STEMI Patients With Multivessel Disease Best Served by a Single, Complete Procedure: Meta-analysis

Multivessel PCI is linked to less death and MI when done all at once, but not when done in a staged fashion.

STEMI Patients With Multivessel Disease Best Served by a Single Procedure: Meta-analysis

Time is of the essence for STEMI patients undergoing multivessel PCI, a new meta-analysis suggests. In select patients, treating the culprit and nonculprit lesions all at once—at the time of the index procedure—is linked to lower risk of death or MI compared with culprit-only PCI. By contrast, performing PCI in a staged fashion fails to offer the same benefits.

While several randomized trials have taken on the issue of timing in multivessel PCI in STEMI—whether treating all significant lesions in a single-setting procedure or as staged procedures—all suffered from lack of statistical power, say Sripal Bangalore, MD, MHA (New York University School of Medicine, New York, NY), and colleagues. To overcome this concern, they combined data from 11 trials, including DANAMI3-PRIMULTI, CvLPRIT, PRAGUE-13, PRAMI, Compare-Acute, and others.

Bangalore, along with Bora Toklu, MD (Mount Sinai Beth Israel, New York, NY), and senior author Gregg W. Stone, MD (NewYork-Presbyterian/Columbia University Medical Center, New York, NY), published the results online December 12, 2017, ahead of print in the American Journal of Cardiology.

“Interestingly, it’s still an open question. We’ve been discussing [and] debating” the role of complete revascularization, Bangalore told TCTMD. Moreover, guidelines are inconsistent, giving it a class IIb designation in the United States and a class IIa designation in Europe.

“From a clinical perspective, we face this on a regular basis. There is much more variability in practice now: some people completely revascularizing, some people staging it, and some people just saying medical therapy until the patient develops symptoms,” Bangalore observed. “Before all of these trials, 10 years ago it was a class III and nobody would even think about it.”

Patient Selection Key

In all, the dataset included 3,150 patients, with 5,296 patient-years of follow-up. Compared with culprit-only PCI, single-procedure multivessel PCI was linked to significantly lower risks of a composite of death or MI (RR 0.52; 95% CI 0.37-0.73) and MI alone (RR 0.42; 95% CI 0.25-0.69), with a nonsignificant trend toward a lower risk of death (RR 0.64; 95% CI 0.04-1.02). Staged multivessel PCI held no such advantages. However, both single and staged procedures were associated with less need for repeat revascularization compared with culprit-only PCI.
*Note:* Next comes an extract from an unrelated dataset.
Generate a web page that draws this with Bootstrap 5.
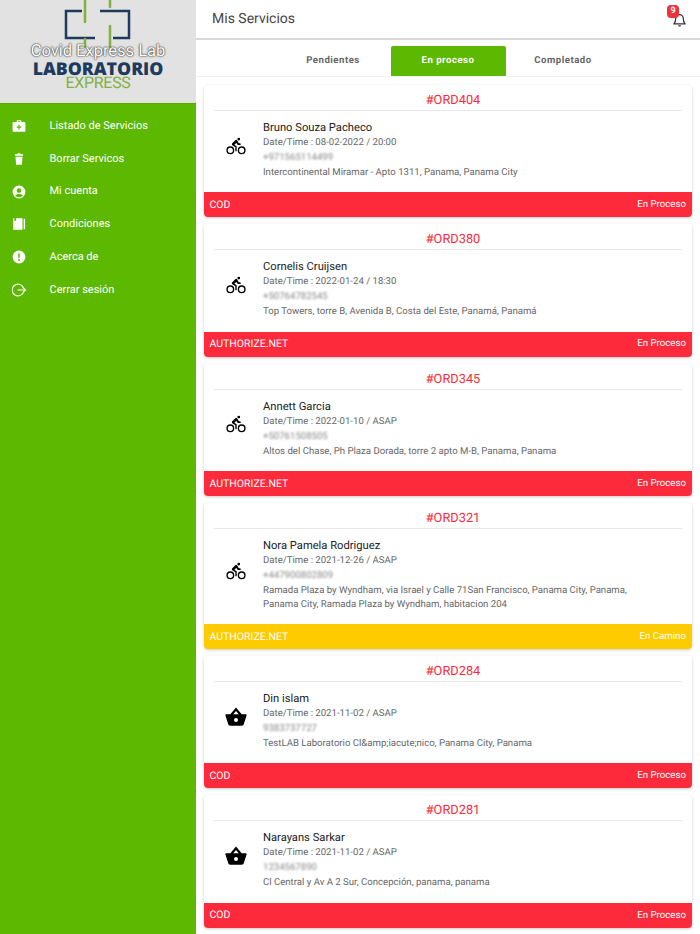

While single procedures are preferred in general, patient selection is important, Bangalore said. For instance, he noted, the large trials of complete revascularization excluded complex patients with chronic total occlusions and left main disease. Also, patients with kidney disease might face renal damage if they undergo an extended procedure involving a lot of contrast media.

Thus, it’s important to use common sense, Bangalore advised. “If you’re up at 2 AM and fixing the . . . culprit lesion, and if you think that the case complexity is higher, I don’t think it makes sense to try to do everything at the same setting.”

Moreover, the current analysis showed staged procedures to be the “second-best strategy,” still coming out ahead of culprit-only PCI by virtue of decreased repeat revascularization, he added.

Future data from FULL REVASC and COMPLETE, both now recruiting patients, will provide more definitive answers on how the completeness of revascularization influences the hard endpoints of death and MI, Bangalore predicted. “If the needle is to move toward a class I indication, I think we have to wait for the results of these two trials.”

Disclosures
  • Bangalore, Toklu, and Stone report no relevant conflicts of interest.